──────── Dataset content ────────

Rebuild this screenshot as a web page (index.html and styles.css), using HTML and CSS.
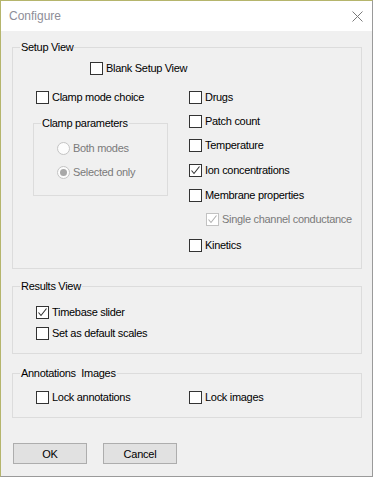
FILE: index.html
```html
<!DOCTYPE html>
<html lang="en">
<head>
    <meta charset="UTF-8">
    <title>Configure</title>
    <link rel="stylesheet" href="styles.css">
</head>
<body>
    <div class="window">
        <!-- title bar -->
        <div class="titlebar">
            <span class="title">Configure</span>
            <svg class="close" width="11" height="11" viewBox="0 0 11 11">
                <path d="M0.5 0.5 L10.5 10.5 M10.5 0.5 L0.5 10.5" stroke="#7a7a7a" stroke-width="1" fill="none"/>
            </svg>
        </div>

        <div class="client">
            <!-- Setup View -->
            <fieldset class="group setup">
                <legend>Setup View</legend>
                <div class="check blank"><span class="box"></span>Blank Setup View</div>
                <div class="setup-cols">
                    <div class="col-left">
                        <div class="check"><span class="box"></span>Clamp mode choice</div>
                        <fieldset class="group clamp-params">
                            <legend>Clamp parameters</legend>
                            <div class="radio first"><span class="dot"></span>Both modes</div>
                            <div class="radio selected"><span class="dot"></span>Selected only</div>
                        </fieldset>
                    </div>
                    <div class="col-right">
                        <div class="check"><span class="box"></span>Drugs</div>
                        <div class="check"><span class="box"></span>Patch count</div>
                        <div class="check"><span class="box"></span>Temperature</div>
                        <div class="check"><span class="box checked"><svg width="11" height="11" viewBox="0 0 11 11"><polyline points="1.5,5.5 4,8.5 9.5,1.5" stroke="#333" stroke-width="1.1" fill="none"/></svg></span>Ion concentrations</div>
                        <div class="check"><span class="box"></span>Membrane properties</div>
                        <div class="check sub disabled"><span class="box checked"><svg width="11" height="11" viewBox="0 0 11 11"><polyline points="1.5,5.5 4,8.5 9.5,1.5" stroke="#b0b0b0" stroke-width="1.1" fill="none"/></svg></span>Single channel conductance</div>
                        <div class="check"><span class="box"></span>Kinetics</div>
                    </div>
                </div>
            </fieldset>

            <!-- Results View -->
            <fieldset class="group results">
                <legend>Results View</legend>
                <div class="check first"><span class="box checked"><svg width="11" height="11" viewBox="0 0 11 11"><polyline points="1.5,5.5 4,8.5 9.5,1.5" stroke="#333" stroke-width="1.1" fill="none"/></svg></span>Timebase slider</div>
                <div class="check second"><span class="box"></span>Set as default scales</div>
            </fieldset>

            <!-- Annotations / Images -->
            <fieldset class="group annotations">
                <legend>Annotations&nbsp; Images</legend>
                <div class="lock-row">
                    <div class="check lock-ann"><span class="box"></span>Lock annotations</div>
                    <div class="check"><span class="box"></span>Lock images</div>
                </div>
            </fieldset>

            <div class="buttons">
                <button class="btn">OK</button>
                <button class="btn">Cancel</button>
            </div>
        </div>
    </div>
</body>
</html>
```

FILE: styles.css
```css
/* general */
body {
    margin: 0;
    font-family: "Liberation Sans", Arial, sans-serif;
    font-size: 11px;
    letter-spacing: -0.3px;
    color: #000;
    background: #f0f0f0;
}

.window {
    width: 373px;
    height: 477px;
    box-sizing: border-box;
    border: 1px solid #9a9a9a;
    border-top-color: #b5b56c;
    border-left-color: #b5b56c;
    background: #f0f0f0;
    overflow: hidden;
}

/* title bar */
.titlebar {
    height: 30px;
    background: #fff;
    display: flex;
    justify-content: space-between;
    align-items: center;
    padding: 0 9px 0 8px;
}
.title {
    font-size: 12px;
    color: #8e8e98;
    letter-spacing: 0;
}
.close {
    display: block;
}

/* group boxes */
.group {
    margin: 0;
    padding: 0;
    border: 1px solid #dcdcdc;
    box-sizing: border-box;
    min-width: 0;
}
.group legend {
    margin-left: 7px;
    padding: 0 1px;
    height: 15px;
    line-height: 15px;
}

.setup {
    margin: 9px 0 0 11px;
    width: 350px;
    height: 229px;
}
.results {
    margin: 10px 0 0 11px;
    width: 350px;
    height: 75px;
}
.annotations {
    margin: 12px 0 0 11px;
    width: 350px;
    height: 52px;
}

/* checkboxes */
.check {
    display: flex;
    align-items: center;
    height: 13px;
    line-height: 13px;
    white-space: nowrap;
}
.box {
    flex: none;
    width: 13px;
    height: 13px;
    box-sizing: border-box;
    border: 1px solid #333;
    background: #fff;
    margin-right: 3px;
    display: flex;
    align-items: center;
    justify-content: center;
}
.box svg {
    display: block;
}
.disabled {
    color: #7a7a7a;
}
.disabled .box {
    border-color: #c2c2c2;
}

.blank {
    margin: 7px 0 0 77px;
}

.setup-cols {
    display: grid;
    grid-template-columns: 156px 1fr;
    margin-top: 16px;
    padding-left: 20px;
}
.col-left .check {
    margin-left: 3px;
}
.col-right {
    display: grid;
    grid-template-rows: 24px 24px 25px 25px 24px 26px 13px;
}
.sub {
    margin-left: 17px;
}

/* clamp parameters */
.clamp-params {
    width: 135px;
    height: 80px;
    margin-top: 12px;
}
.radio {
    display: flex;
    align-items: center;
    height: 13px;
    line-height: 13px;
    margin: 11px 0 0 23px;
    color: #7a7a7a;
}
.dot {
    flex: none;
    width: 13px;
    height: 13px;
    box-sizing: border-box;
    border: 1px solid #c4c4c4;
    border-radius: 50%;
    background: #fcfcfc;
    margin-right: 3px;
    display: flex;
    align-items: center;
    justify-content: center;
}
.selected .dot::after {
    content: "";
    width: 7px;
    height: 7px;
    border-radius: 50%;
    background: #a8a8a8;
}

/* results view */
.results .check {
    margin-left: 23px;
}
.results .first {
    margin-top: 12px;
}
.results .second {
    margin-top: 8px;
}

/* annotations */
.lock-row {
    display: flex;
    margin-top: 10px;
    padding-left: 23px;
}
.lock-ann {
    width: 153px;
}

/* buttons */
.buttons {
    display: flex;
    gap: 16px;
    margin: 25px 0 0 12px;
}
.btn {
    width: 74px;
    height: 21px;
    padding: 0;
    border: 1px solid #adadad;
    background: #e1e1e1;
    font-family: "Liberation Sans", Arial, sans-serif;
    font-size: 11px;
    letter-spacing: -0.2px;
    color: #000;
}
```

────────

# Task requirements
Leave the pictures out and output the rest of the listing exactly.

# Exercise response
Rebuild this screenshot as a web page (index.html and styles.css), using HTML and CSS.
FILE: index.html
```html
<!DOCTYPE html>
<html lang="en">
<head>
    <meta charset="UTF-8">
    <title>Configure</title>
    <link rel="stylesheet" href="styles.css">
</head>
<body>
    <div class="window">
        <!-- title bar -->
        <div class="titlebar">
            <span class="title">Configure</span>
            <svg class="close" width="11" height="11" viewBox="0 0 11 11">
                <path d="M0.5 0.5 L10.5 10.5 M10.5 0.5 L0.5 10.5" stroke="#7a7a7a" stroke-width="1" fill="none"/>
            </svg>
        </div>

        <div class="client">
            <!-- Setup View -->
            <fieldset class="group setup">
                <legend>Setup View</legend>
                <div class="check blank"><span class="box"></span>Blank Setup View</div>
                <div class="setup-cols">
                    <div class="col-left">
                        <div class="check"><span class="box"></span>Clamp mode choice</div>
                        <fieldset class="group clamp-params">
                            <legend>Clamp parameters</legend>
                            <div class="radio first"><span class="dot"></span>Both modes</div>
                            <div class="radio selected"><span class="dot"></span>Selected only</div>
                        </fieldset>
                    </div>
                    <div class="col-right">
                        <div class="check"><span class="box"></span>Drugs</div>
                        <div class="check"><span class="box"></span>Patch count</div>
                        <div class="check"><span class="box"></span>Temperature</div>
                        <div class="check"><span class="box checked"><svg width="11" height="11" viewBox="0 0 11 11"><polyline points="1.5,5.5 4,8.5 9.5,1.5" stroke="#333" stroke-width="1.1" fill="none"/></svg></span>Ion concentrations</div>
                        <div class="check"><span class="box"></span>Membrane properties</div>
                        <div class="check sub disabled"><span class="box checked"><svg width="11" height="11" viewBox="0 0 11 11"><polyline points="1.5,5.5 4,8.5 9.5,1.5" stroke="#b0b0b0" stroke-width="1.1" fill="none"/></svg></span>Single channel conductance</div>
                        <div class="check"><span class="box"></span>Kinetics</div>
                    </div>
                </div>
            </fieldset>

            <!-- Results View -->
            <fieldset class="group results">
                <legend>Results View</legend>
                <div class="check first"><span class="box checked"><svg width="11" height="11" viewBox="0 0 11 11"><polyline points="1.5,5.5 4,8.5 9.5,1.5" stroke="#333" stroke-width="1.1" fill="none"/></svg></span>Timebase slider</div>
                <div class="check second"><span class="box"></span>Set as default scales</div>
            </fieldset>

            <!-- Annotations / Images -->
            <fieldset class="group annotations">
                <legend>Annotations&nbsp; Images</legend>
                <div class="lock-row">
                    <div class="check lock-ann"><span class="box"></span>Lock annotations</div>
                    <div class="check"><span class="box"></span>Lock images</div>
                </div>
            </fieldset>

            <div class="buttons">
                <button class="btn">OK</button>
                <button class="btn">Cancel</button>
            </div>
        </div>
    </div>
</body>
</html>
```

FILE: styles.css
```css
/* general */
body {
    margin: 0;
    font-family: "Liberation Sans", Arial, sans-serif;
    font-size: 11px;
    letter-spacing: -0.3px;
    color: #000;
    background: #f0f0f0;
}

.window {
    width: 373px;
    height: 477px;
    box-sizing: border-box;
    border: 1px solid #9a9a9a;
    border-top-color: #b5b56c;
    border-left-color: #b5b56c;
    background: #f0f0f0;
    overflow: hidden;
}

/* title bar */
.titlebar {
    height: 30px;
    background: #fff;
    display: flex;
    justify-content: space-between;
    align-items: center;
    padding: 0 9px 0 8px;
}
.title {
    font-size: 12px;
    color: #8e8e98;
    letter-spacing: 0;
}
.close {
    display: block;
}

/* group boxes */
.group {
    margin: 0;
    padding: 0;
    border: 1px solid #dcdcdc;
    box-sizing: border-box;
    min-width: 0;
}
.group legend {
    margin-left: 7px;
    padding: 0 1px;
    height: 15px;
    line-height: 15px;
}

.setup {
    margin: 9px 0 0 11px;
    width: 350px;
    height: 229px;
}
.results {
    margin: 10px 0 0 11px;
    width: 350px;
    height: 75px;
}
.annotations {
    margin: 12px 0 0 11px;
    width: 350px;
    height: 52px;
}

/* checkboxes */
.check {
    display: flex;
    align-items: center;
    height: 13px;
    line-height: 13px;
    white-space: nowrap;
}
.box {
    flex: none;
    width: 13px;
    height: 13px;
    box-sizing: border-box;
    border: 1px solid #333;
    background: #fff;
    margin-right: 3px;
    display: flex;
    align-items: center;
    justify-content: center;
}
.box svg {
    display: block;
}
.disabled {
    color: #7a7a7a;
}
.disabled .box {
    border-color: #c2c2c2;
}

.blank {
    margin: 7px 0 0 77px;
}

.setup-cols {
    display: grid;
    grid-template-columns: 156px 1fr;
    margin-top: 16px;
    padding-left: 20px;
}
.col-left .check {
    margin-left: 3px;
}
.col-right {
    display: grid;
    grid-template-rows: 24px 24px 25px 25px 24px 26px 13px;
}
.sub {
    margin-left: 17px;
}

/* clamp parameters */
.clamp-params {
    width: 135px;
    height: 80px;
    margin-top: 12px;
}
.radio {
    display: flex;
    align-items: center;
    height: 13px;
    line-height: 13px;
    margin: 11px 0 0 23px;
    color: #7a7a7a;
}
.dot {
    flex: none;
    width: 13px;
    height: 13px;
    box-sizing: border-box;
    border: 1px solid #c4c4c4;
    border-radius: 50%;
    background: #fcfcfc;
    margin-right: 3px;
    display: flex;
    align-items: center;
    justify-content: center;
}
.selected .dot::after {
    content: "";
    width: 7px;
    height: 7px;
    border-radius: 50%;
    background: #a8a8a8;
}

/* results view */
.results .check {
    margin-left: 23px;
}
.results .first {
    margin-top: 12px;
}
.results .second {
    margin-top: 8px;
}

/* annotations */
.lock-row {
    display: flex;
    margin-top: 10px;
    padding-left: 23px;
}
.lock-ann {
    width: 153px;
}

/* buttons */
.buttons {
    display: flex;
    gap: 16px;
    margin: 25px 0 0 12px;
}
.btn {
    width: 74px;
    height: 21px;
    padding: 0;
    border: 1px solid #adadad;
    background: #e1e1e1;
    font-family: "Liberation Sans", Arial, sans-serif;
    font-size: 11px;
    letter-spacing: -0.2px;
    color: #000;
}
```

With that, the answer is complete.